Jefferson's administration had only a brief chance to test its convictions regarding a strong militia and a small standing army, for war clouds were gathering once more. The United States almost began the second war with England when the British warship Leopard attacked the American Chesapeake in 1807. This aggression caused Congress to add five Regular infantry regiments in 1808, the 3d through the 7th, and also to constitute the Regiment of Riflemen. The latter was a product of the Revolutionary experience and the first rifle unit since the end of the Legion in 1796. Rifle elements re-entered the service through the agency of Brig. Gen. James Wilkinson, commanding the army, and Henry Dearborn, Secretary of War, both of whom had had firsthand experience with them in the last war.

Aside from the augmentation of April 1808 there was no further preparation for a fight until just six months before the second war with England. At that time, that is, in January 1812, Congress constituted ten new regiments of Regular infantry. The act of 11 January 1812 which created them was remarkable in at least two ways: first, it provided for the largest regiments and battalions authorized in the United States before the Civil War and, second, it established an organization that was at variance with the seven existing regiments. As a result, in the first six months of 1812 there were three different-sized infantry regiments, besides one of riflemen. The 1st and 2d regiments made up the infantry of the "military peace establishment," and they had ten companies in them of seventy-six enlisted men. The 3d through the 7th regiments, authorized in 1808, were called the infantry of the "additional force," and comprised ten companies with two more officers and two more enlisted men each than the 1st and 2d had. The 8th through the 17th in no way resembled the others, for they had eighteen companies of 110 enlisted men, arranged in two battalions.
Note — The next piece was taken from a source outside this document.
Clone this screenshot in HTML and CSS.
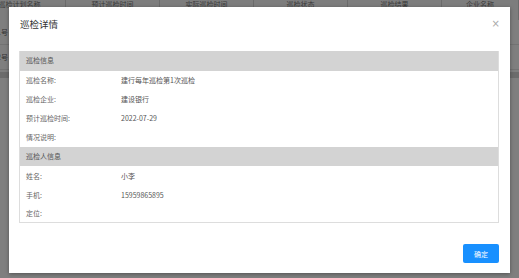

Although some of the bulky eighteen-company regiments were raised, several never acquired their second battalions. Recruiting was so difficult that they lacked the time to raise many men before Congress voted a fresh reorganization. Late in June 1812, the legislators changed the law. According to the new arrangement there were to be twenty-five regiments of infantry, exclusive of the rifle regiment, each containing ten companies of 102 men. Thus all the infantry regiments were made uniform on paper, and a standard of organization was established that persisted throughout the conflict. This standard was more often than not honored in the breach. Once constituted, all the twenty-five regiments organized and recruited actively, but during the first two years of the struggle their efforts brought in less than half of the total number of infantrymen authorized.

Regulars at first could only enlist for five years, but late in 1812 newcomers were given a chance to enroll "during the war." All the while the states competed with the Federal government for soldiers, and the shorter "hitches" they offered drew men into their service. To combat this Congress directed the creation, in January 1813, of twenty new infantry regiments enlisted for just one year. Nineteen of them were raised and designated as the 26th through the 44th Infantry. Later, they were converted into long-term outfits (five years or the duration) , but all the units constituted after 1811 had men in them enlisted for different terms. For example, there were in a single regiment one-year regulars, eighteenmonth men, three- and five-year men, and some in for "during the war."

Early in 1814 four more infantry regiments and three more regiments of riflemen were constituted. Finally, therefore, forty-eight infantry regiments, numbered from the 1st to the 48th, came into being, plus four rifle regiments, the 1st through the 4th. This was the greatest number of infantry units included in the Regular Army until the world wars of the twentieth century. A mighty effort was made in 1814 to raise the Army to strength, and nearly 27,000 men came in, but in spite of this, four of the regiments had to be consolidated because they were too small. The 17th, 19th, 26th, and 27th were joined to form a new 17th and a new 19th, while the two highest numbered, the 47th and 48th, were redesignated the 27th and 26th, respectively.
No sooner was war over than Congress scrambled to rid itself of its more than 30,000 infantrymen. An act of 3 March 1815 set the peace establishment at 10,000 men, divided among infantry, rifle; and artillery regiments. Cavalry was eliminated, and eight infantry regiments and one rifle regiment arose from the ruins of the forty-six and four in existence. The rifles were consolidated and the infantry, after many rearrangements, settled as follows:

1st Infantry formed by consolidation of the 2d, 3d, 7th, and 44th

2d Infantry formed by consolidation of the 6th, 16th, 22d, 23d, and 32d

3d Infantry formed by consolidation of the 1st, 5th, 17th, 19th, and 28th

4th Infantry formed by consolidation of the 14th, 18th, 20th, 36th, and 38th

5th Infantry formed by consolidation of the 4th, 9th, 13th, 21st, 40th, and 46th

6th Infantry formed by consolidation of the 11th, 25th, 27th, 29th, and 37th

7th Infantry formed by consolidation of the 8th, 24th, and 39th

8th Infantry formed by consolidation of the 10th and 12th

The eight remaining infantry regiments were smaller than their war predecessors because, although the number of companies in each remained at ten, every company contained 78 men instead of 103. There was no effort to preserve the honors or traditional numbers of any of ,the prewar regiments. The 1st was merged with other regiments and redesignated the 3d, and the old 2d, 3d, 4th, 5th, 6th, and 7th were likewise lost in the remains of disbanded regiments. The new numbers were founded on the seniority of the colonels, the senior colonel commanding the 1st, and so forth. As a consequence of the reduction, 25,000 infantrymen were separated from the service. Another consequence was that the form of the infantry establishment was set roughly for the next thirty years. Not until the Mexican War, thirty-one years later, was it substantially expanded.